Les autres scenarios élaborés ne remettent pas en cause ce schéma mais prennent en compte un décalage du redémarrage de deux à trois semaines. D'ici à la fin de l'année, Jean-Paul Dubreuil espère avoir remis en service la totalité de sa flotte de gros-porteurs. Bénéficiaire chaque année, le groupe compte le rester en 2020 malgré la crise. Jean-Paul Dubreuil table en effet sur un résultat "un peu positif" cette année.
"Aider Air France n'est pas très logique sur le plan concurrentiel"

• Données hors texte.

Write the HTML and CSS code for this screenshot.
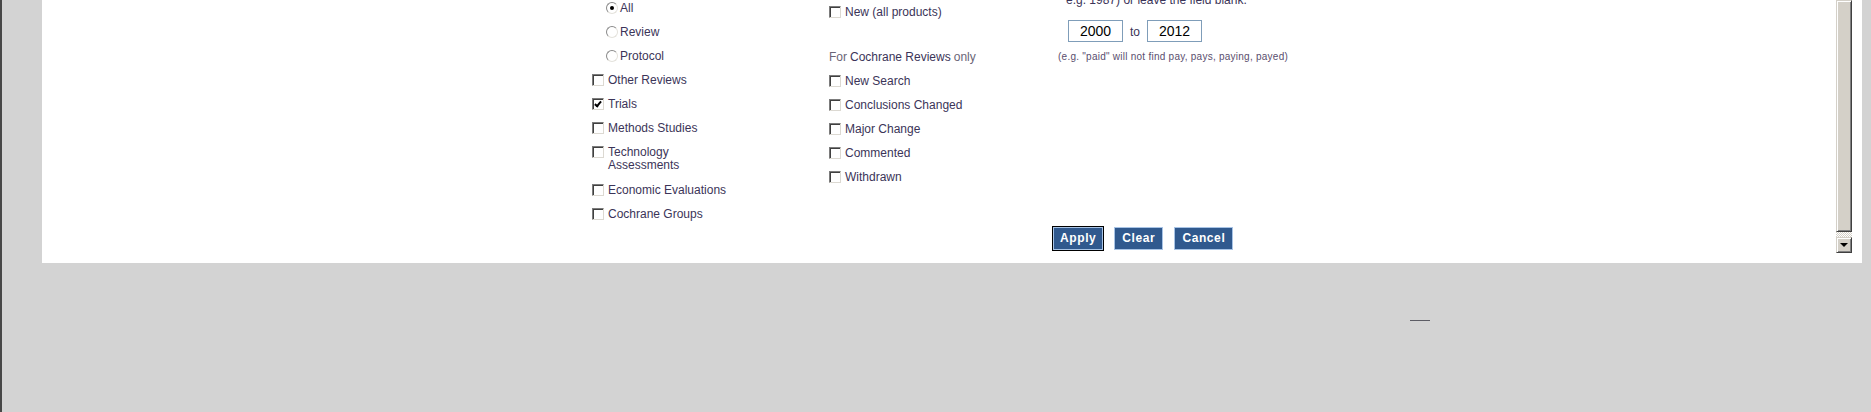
FILE: index.html
```html
<!DOCTYPE html>
<html>
<head>
<meta charset="utf-8">
<link rel="stylesheet" href="styles.css">
</head>
<body>
<div class="panel">
  <div class="content">
    <div class="cols">
      <div class="col col-left">
        <label class="row"><span class="cb"></span><span class="txt">Cochrane Reviews</span></label>
        <label class="row sub"><span class="rb on"></span><span class="txt">All</span></label>
        <label class="row sub"><span class="rb"></span><span class="txt">Review</span></label>
        <label class="row sub"><span class="rb"></span><span class="txt">Protocol</span></label>
        <label class="row"><span class="cb"></span><span class="txt">Other Reviews</span></label>
        <label class="row"><span class="cb on"></span><span class="txt">Trials</span></label>
        <label class="row"><span class="cb"></span><span class="txt">Methods Studies</span></label>
        <label class="row tall"><span class="cb"></span><span class="txt">Technology Assessments</span></label>
        <label class="row"><span class="cb"></span><span class="txt">Economic Evaluations</span></label>
        <label class="row"><span class="cb"></span><span class="txt">Cochrane Groups</span></label>
      </div>
      <div class="col col-mid">
        <label class="row"><span class="cb"></span><span class="txt">New (all products)</span></label>
        <div class="row heading">For <span class="strong">Cochrane Reviews</span> only</div>
        <label class="row"><span class="cb"></span><span class="txt">New Search</span></label>
        <label class="row"><span class="cb"></span><span class="txt">Conclusions Changed</span></label>
        <label class="row"><span class="cb"></span><span class="txt">Major Change</span></label>
        <label class="row"><span class="cb"></span><span class="txt">Commented</span></label>
        <label class="row"><span class="cb"></span><span class="txt">Withdrawn</span></label>
      </div>
      <div class="col col-right">
        <div class="note">e.g. 1987) or leave the field blank.</div>
        <div class="years">
          <span class="year">2000</span>
          <span class="to">to</span>
          <span class="year">2012</span>
        </div>
        <div class="hint">(e.g. "paid" will not find pay, pays, paying, payed)</div>
      </div>
    </div>
    <div class="buttons">
      <button class="btn focused">Apply</button>
      <button class="btn">Clear</button>
      <button class="btn">Cancel</button>
    </div>
  </div>
  <div class="scrollbar">
    <div class="thumb"></div>
    <div class="track"></div>
    <div class="arrow"><span class="tri"></span></div>
  </div>
</div>
<div class="stray"></div>
</body>
</html>
```

FILE: styles.css
```css
html, body {
  margin: 0;
  padding: 0;
}
body {
  background: #d3d3d3;
  border-left: 2px solid #474747;
  height: 412px;
  box-sizing: border-box;
  font-family: "Liberation Sans", Arial, sans-serif;
  font-size: 12px;
  color: #3b3458;
  position: relative;
  overflow: hidden;
}
.panel {
  margin-left: 40px;
  width: 1820px;
  height: 263px;
  background: #fff;
  display: flex;
}
.content {
  flex: 1;
  overflow: hidden;
}
.cols {
  display: flex;
  margin-top: -30px;
  padding-left: 550px;
}
.col-left {
  width: 237px;
  padding-top: 2px;
}
.col-mid {
  width: 229px;
  padding-top: 30px;
}
.col-right {
  padding-top: 24px;
}
.row {
  display: flex;
  align-items: flex-start;
  line-height: 12px;
  padding: 6px 0;
}
.row.sub {
  padding-left: 14px;
}
.row.tall {
  line-height: 13px;
  padding-bottom: 6px;
}
.row .txt {
  max-width: 125px;
}
.col-mid .row .txt {
  max-width: none;
}
.cb {
  flex: none;
  width: 12px;
  height: 12px;
  margin-top: 0;
  margin-right: 4px;
  box-sizing: border-box;
  border-top: 1px solid #7c7c7c;
  border-left: 1px solid #7c7c7c;
  border-right: 1px solid #dcd9d2;
  border-bottom: 1px solid #dcd9d2;
  box-shadow: inset 1px 1px 0 #404040;
  background: #fff;
  position: relative;
}
.cb.on::after {
  content: "";
  position: absolute;
  left: 3px;
  top: 1px;
  width: 2px;
  height: 5px;
  border-right: 2px solid #000;
  border-bottom: 2px solid #000;
  transform: rotate(40deg);
  transform-origin: 50% 50%;
}
.rb {
  flex: none;
  width: 12px;
  height: 12px;
  margin-right: 2px;
  box-sizing: border-box;
  border-radius: 50%;
  border: 1px solid #8a8a8a;
  border-right-color: #e4e2dc;
  border-bottom-color: #e4e2dc;
  background: #fff;
  position: relative;
}
.rb.on::after {
  content: "";
  position: absolute;
  left: 3px;
  top: 3px;
  width: 4px;
  height: 4px;
  border-radius: 50%;
  background: #000;
}
.heading {
  margin-top: 21px;
  color: #6a6577;
}
.heading .strong {
  color: #3b3458;
  margin: 0 3px;
}
.note {
  line-height: 12px;
  padding-left: 8px;
  color: #3b3458;
}
.years {
  display: flex;
  align-items: center;
  margin-top: 14px;
  padding-left: 10px;
}
.year {
  width: 55px;
  height: 22px;
  box-sizing: border-box;
  border: 1px solid #7f9db9;
  font-size: 14px;
  line-height: 20px;
  text-align: center;
  color: #000;
}
.to {
  margin: 2px 7px 0 7px;
  color: #3b3458;
}
.hint {
  margin-top: 9px;
  font-size: 10px;
  line-height: 12px;
  color: #5a4e6e;
  letter-spacing: 0.25px;
}
.buttons {
  display: flex;
  gap: 11px;
  margin-left: 1011px;
  margin-top: 1px;
}
.btn {
  height: 23px;
  box-sizing: border-box;
  background: #30598e;
  border: 1px solid #a8c4e6;
  color: #fff;
  font-family: "Liberation Sans", Arial, sans-serif;
  font-weight: bold;
  font-size: 12px;
  letter-spacing: 0.6px;
  padding: 0 7px;
  margin: 0;
  line-height: 21px;
}
.btn.focused {
  outline: 1px solid #000;
  outline-offset: 0;
  border: 1px solid #a8c4e6;
  padding: 0 6px;
}
.scrollbar {
  width: 16px;
  height: 253px;
  margin-right: 10px;
  display: flex;
  flex-direction: column;
}
.thumb {
  flex: 1;
  background: #d4d0c8;
  border-top: 1px solid #d4d0c8;
  border-left: 1px solid #d4d0c8;
  border-right: 1px solid #404040;
  border-bottom: 1px solid #404040;
  box-shadow: inset 1px 1px 0 #fff, inset -1px -1px 0 #808080;
}
.track {
  height: 5px;
  background: repeating-conic-gradient(#fff 0 25%, #d4d0c8 0 50%) 0 0 / 2px 2px;
}
.arrow {
  height: 16px;
  box-sizing: border-box;
  background: #d4d0c8;
  border-top: 1px solid #d4d0c8;
  border-left: 1px solid #d4d0c8;
  border-right: 1px solid #404040;
  border-bottom: 1px solid #404040;
  box-shadow: inset 1px 1px 0 #fff, inset -1px -1px 0 #808080;
  display: flex;
  align-items: center;
  justify-content: center;
}
.tri {
  width: 0;
  height: 0;
  border-left: 4px solid transparent;
  border-right: 4px solid transparent;
  border-top: 4px solid #000;
}
.stray {
  position: absolute;
  left: 1408px;
  top: 320px;
  width: 20px;
  height: 1px;
  background: #5c5c64;
}
```
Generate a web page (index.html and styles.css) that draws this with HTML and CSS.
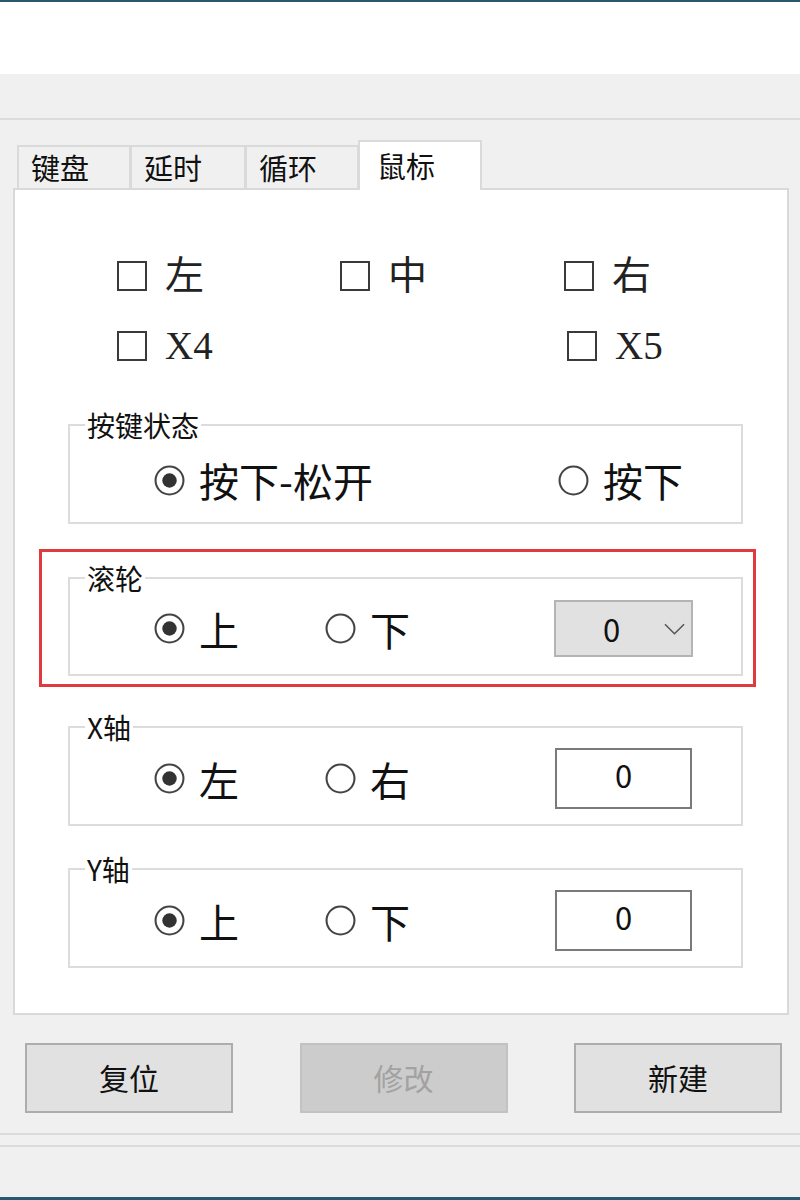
FILE: index.html
```html
<!DOCTYPE html>
<html lang="zh-CN">
<head>
<meta charset="utf-8">
<title>鼠标</title>
<link rel="stylesheet" href="styles.css">
</head>
<body>
<div class="topbar"></div>
<div class="header"></div>
<div class="toolbar"></div>
<div class="separator"></div>

<div class="tabs">
  <div class="tab">键盘</div>
  <div class="tab">延时</div>
  <div class="tab">循环</div>
  <div class="tab active">鼠标</div>
</div>

<div class="panel">
  <div class="checks">
    <label class="check"><span class="box"></span><span class="clabel">左</span></label>
    <label class="check"><span class="box"></span><span class="clabel">中</span></label>
    <label class="check"><span class="box"></span><span class="clabel">右</span></label>
  </div>
  <div class="checks second">
    <label class="check"><span class="box"></span><span class="clabel">X4</span></label>
    <span></span>
    <label class="check x5"><span class="box"></span><span class="clabel">X5</span></label>
  </div>

  <div class="group g1">
    <div class="gtitle">按键状态</div>
    <div class="row row-state">
      <label class="radio"><svg class="rdot" viewBox="0 0 30 30"><circle cx="15" cy="15" r="13.5" fill="#fff" stroke="#444" stroke-width="2"/><circle cx="15" cy="15" r="7" fill="#333"/></svg><span>按下-松开</span></label>
      <label class="radio"><svg class="rdot" viewBox="0 0 30 30"><circle cx="15" cy="15" r="13.5" fill="#fff" stroke="#444" stroke-width="2"/></svg><span>按下</span></label>
    </div>
  </div>

  <div class="highlight">
    <div class="group g2">
      <div class="gtitle">滚轮</div>
      <div class="row row-axis">
        <label class="radio"><svg class="rdot" viewBox="0 0 30 30"><circle cx="15" cy="15" r="13.5" fill="#fff" stroke="#444" stroke-width="2"/><circle cx="15" cy="15" r="7" fill="#333"/></svg><span>上</span></label>
        <label class="radio"><svg class="rdot" viewBox="0 0 30 30"><circle cx="15" cy="15" r="13.5" fill="#fff" stroke="#444" stroke-width="2"/></svg><span>下</span></label>
        <div class="combo"><span class="cval">0</span><svg class="chev" viewBox="0 0 22 12"><polyline points="1,1 11,11 21,1" fill="none" stroke="#555" stroke-width="1.6"/></svg></div>
      </div>
    </div>
  </div>

  <div class="group g3">
    <div class="gtitle">X轴</div>
    <div class="row row-axis">
      <label class="radio"><svg class="rdot" viewBox="0 0 30 30"><circle cx="15" cy="15" r="13.5" fill="#fff" stroke="#444" stroke-width="2"/><circle cx="15" cy="15" r="7" fill="#333"/></svg><span>左</span></label>
      <label class="radio"><svg class="rdot" viewBox="0 0 30 30"><circle cx="15" cy="15" r="13.5" fill="#fff" stroke="#444" stroke-width="2"/></svg><span>右</span></label>
      <div class="textbox">0</div>
    </div>
  </div>

  <div class="group g4">
    <div class="gtitle">Y轴</div>
    <div class="row row-axis">
      <label class="radio"><svg class="rdot" viewBox="0 0 30 30"><circle cx="15" cy="15" r="13.5" fill="#fff" stroke="#444" stroke-width="2"/><circle cx="15" cy="15" r="7" fill="#333"/></svg><span>上</span></label>
      <label class="radio"><svg class="rdot" viewBox="0 0 30 30"><circle cx="15" cy="15" r="13.5" fill="#fff" stroke="#444" stroke-width="2"/></svg><span>下</span></label>
      <div class="textbox">0</div>
    </div>
  </div>
</div>

<div class="buttons">
  <div class="btn">复位</div>
  <div class="btn disabled">修改</div>
  <div class="btn">新建</div>
</div>

<div class="footer">
  <div class="fline"></div>
  <div class="fline second"></div>
  <div class="fspace"></div>
  <div class="bottombar"></div>
</div>
</body>
</html>
```

FILE: styles.css
```css
* { box-sizing: border-box; }
html, body { margin: 0; padding: 0; }
body {
  width: 800px;
  height: 1200px;
  overflow: hidden;
  background: #f0f0f0;
  font-family: "Noto Sans CJK SC", "Noto Sans", sans-serif;
  color: #1a1a1a;
}
.topbar { height: 2px; background: #2c566b; }
.header { height: 72px; background: #ffffff; }
.toolbar { height: 44px; background: #f0f0f0; }
.separator { height: 2px; background: #dcdcdc; }

.tabs {
  display: flex;
  align-items: flex-end;
  height: 48px;
  margin-top: 20px;
  margin-left: 17px;
}
.tab {
  height: 43px;
  line-height: 41px;
  font-size: 29px;
  background: #f0f0f0;
  border: 2px solid #dadada;
  border-bottom: none;
  padding-left: 12px;
  width: 114px;
  color: #111;
}
.tab + .tab { margin-left: -1px; }
.tab:nth-child(2) { width: 116px; }
.tab.active {
  position: relative;
  z-index: 1;
  height: 50px;
  margin-bottom: -2px;
  line-height: 46px;
  background: #ffffff;
  width: 124px;
  padding-left: 17px;
}

.panel {
  margin-left: 13px;
  width: 776px;
  height: 827px;
  background: #ffffff;
  border: 2px solid #d9d9d9;
  padding-top: 66px;
}
.checks {
  display: grid;
  grid-template-columns: 223px 224px auto;
  padding-left: 102px;
  height: 40px;
}
.checks.second { margin-top: 30px; }
.check {
  display: flex;
  align-items: center;
  height: 40px;
}
.check.x5 { margin-left: 3px; }
.box {
  width: 30px;
  height: 30px;
  border: 2px solid #3a3a3a;
  background: #fff;
  margin-right: 18px;
  flex: none;
}
.clabel {
  font-family: "Liberation Serif", "Noto Sans CJK SC", serif;
  font-size: 39px;
  line-height: 40px;
  color: #222;
}

.group {
  margin-left: 53px;
  width: 675px;
  border: 2px solid #dcdcdc;
  background: #fff;
}
.gtitle {
  width: fit-content;
  margin-top: -16px;
  margin-left: 15px;
  padding: 0 2px;
  background: #fff;
  font-size: 28px;
  line-height: 30px;
  height: 30px;
  color: #111;
}
.row {
  display: grid;
  align-items: center;
  padding-left: 84px;
}
.row-state {
  grid-template-columns: 404px auto;
  height: 40px;
  margin-top: 18px;
}
.row-axis {
  grid-template-columns: 171px 1fr 139px;
  padding-right: 48px;
  height: 61px;
  margin-top: 6px;
}
.g1 { margin-top: 58px; padding-bottom: 24px; }
.g2 { margin-left: 0; }
.g2 .row-axis { height: 57px; margin-top: 7px; }
.g2 { padding-bottom: 17px; }
.g3 { margin-top: 39px; padding-bottom: 15px; }
.g4 { margin-top: 42px; padding-bottom: 15px; }

.highlight {
  margin-top: 25px;
  margin-left: 24px;
  width: 717px;
  border: 3px solid #e0393e;
  padding: 25px 10px 8px 26px;
}

.radio {
  display: flex;
  align-items: center;
  font-size: 40px;
  line-height: 44px;
  color: #111;
}
.rdot {
  width: 31px;
  height: 31px;
  margin-right: 14px;
  flex: none;
}

.combo {
  height: 57px;
  width: 139px;
  background: #e1e1e1;
  border: 2px solid #b4b4b4;
  display: flex;
  align-items: center;
  padding-left: 47px;
}
.cval {
  font-size: 31px;
  line-height: 40px;
  width: 20px;
  color: #111;
}
.chev {
  width: 21px;
  height: 12px;
  margin-left: 41px;
}
.textbox {
  height: 61px;
  width: 137px;
  margin-left: 1px;
  background: #fff;
  border: 2px solid #7a7a7a;
  text-align: center;
  font-size: 31px;
  line-height: 50px;
  color: #111;
}

.buttons {
  display: flex;
  gap: 66.5px;
  margin-top: 28px;
  padding-left: 25px;
}
.btn {
  width: 208px;
  height: 70px;
  background: #e1e1e1;
  border: 2px solid #adadad;
  font-size: 30px;
  line-height: 64px;
  text-align: center;
  color: #111;
}
.btn.disabled {
  background: #cccccc;
  border-color: #c2c2c2;
  color: #a2a2a2;
}

.footer { margin-top: 20px; }
.fline { height: 2px; background: #dcdcdc; }
.fline.second { margin-top: 10px; }
.fspace { height: 50px; }
.bottombar { height: 3px; background: #2c566b; }
```
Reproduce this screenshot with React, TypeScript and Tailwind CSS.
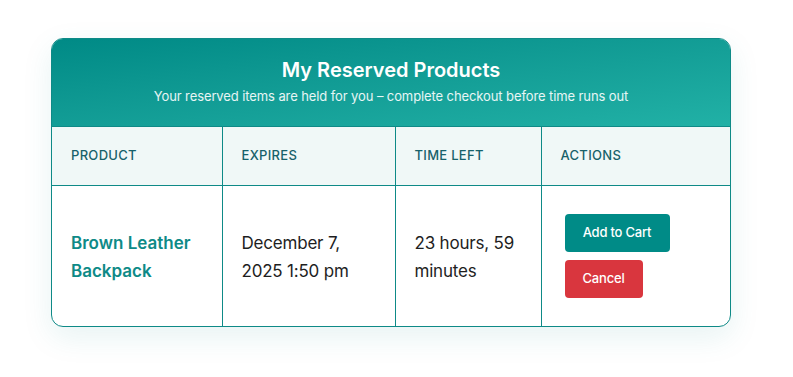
export default function App() {
  const font = { fontFamily: "Inter, 'Noto Sans', sans-serif" }
  return (
    <div className="w-[793px] h-[377px] bg-white pt-[38px] pl-[51px]" style={font}>
      <div className="w-[680px] rounded-[12px] border border-[#0e8a87] overflow-hidden shadow-[0_10px_30px_rgba(20,140,135,0.10)] bg-white">
        <div className="h-[88px] pb-[3px] flex flex-col items-center justify-center bg-gradient-to-br from-[#008a86] to-[#21b1a6] text-white border-b border-[#0e8a87]">
          <h1 className="text-[20px] leading-[28px] font-semibold">My Reserved Products</h1>
          <p className="text-[13px] leading-[20px] mt-[2px] text-white/90 tracking-[-0.1px]">
            Your reserved items are held for you – complete checkout before time runs out
          </p>
        </div>
        <table className="w-full border-collapse table-fixed">
          <colgroup>
            <col className="w-[170px]" />
            <col className="w-[173px]" />
            <col className="w-[146px]" />
            <col />
          </colgroup>
          <thead>
            <tr className="bg-[#f0f8f7] h-[58px]">
              {["Product", "Expires", "Time Left", "Actions"].map((h, i) => (
                <th
                  key={h}
                  className={
                    "text-left font-medium uppercase text-[13px] tracking-[0.3px] text-[#17616a] px-[19px] border-b border-[#0e8a87] " +
                    (i < 3 ? "border-r" : "")
                  }
                >
                  {h}
                </th>
              ))}
            </tr>
          </thead>
          <tbody>
            <tr className="h-[141px]">
              <td className="px-[19px] border-r border-[#0e8a87] align-middle">
                <span className="text-[17px] leading-[28px] font-semibold text-[#0e8a87] block pt-[2px]">
                  Brown Leather Backpack
                </span>
              </td>
              <td className="px-[19px] border-r border-[#0e8a87] align-middle">
                <span className="text-[17px] leading-[28px] text-[#1e1e1e] block pt-[2px] tracking-[-0.2px]">
                  December 7, 2025 1:50 pm
                </span>
              </td>
              <td className="px-[19px] border-r border-[#0e8a87] align-middle">
                <span className="text-[17px] leading-[28px] text-[#1e1e1e] block pt-[2px] tracking-[-0.2px]">
                  23 hours, 59 minutes
                </span>
              </td>
              <td className="pl-[23px] pr-[20px] align-middle">
                <div className="flex flex-col items-start gap-[8px]">
                  <button className="h-[38px] w-[105px] rounded-[4px] bg-[#008b87] text-white text-[13px] font-medium tracking-[-0.2px]">
                    Add to Cart
                  </button>
                  <button className="h-[38px] w-[78px] rounded-[4px] bg-[#d9363e] text-white text-[13px] font-medium tracking-[-0.2px]">
                    Cancel
                  </button>
                </div>
              </td>
            </tr>
          </tbody>
        </table>
      </div>
    </div>
  )
}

Enfin, interrogés sur les aides que prévoient l'Etat à Air France-KLM (dont il est actionnaire à 14,3%), Jean-Paul Dubreuil et Marc Rochet n'ont pas fait dans la langue de bois sur un tel projet.
"Ce n'est pas très logique sur le plan concurrentiel. Pourquoi une compagnie plutôt qu'une autre bénéficierait de la manne de l'Etat qui leur permet d'avoir une position beaucoup plus laxiste que la nôtre car elle entretient l'idée que l'Etat viendra toujours à son secours ? Nous sommes assez déçus de tout cela", déclare Jean-Paul Dubreuil.
Pour Marc Rochet, "il n'y a pas de raison fondamentale" (au-delà de ce qui est fait pendant la crise comme l'aide sur les charges sociales...), à des aides d'Etat. "Il n'est pas question non plus que ces aides d'Etat servent à prolonger des compagnies qui n'étaient pas suffisamment performantes. Le gouvernement vient de nationaliser Alitalia. Est-ce une bonne décision? Je ne pense pas".
Pour rappel, IATA a appelé les Etats à soutenir leurs compagnies aériennes. En France, Corsair a demandé des aides d'Etat pour toutes les compagnies aériennes.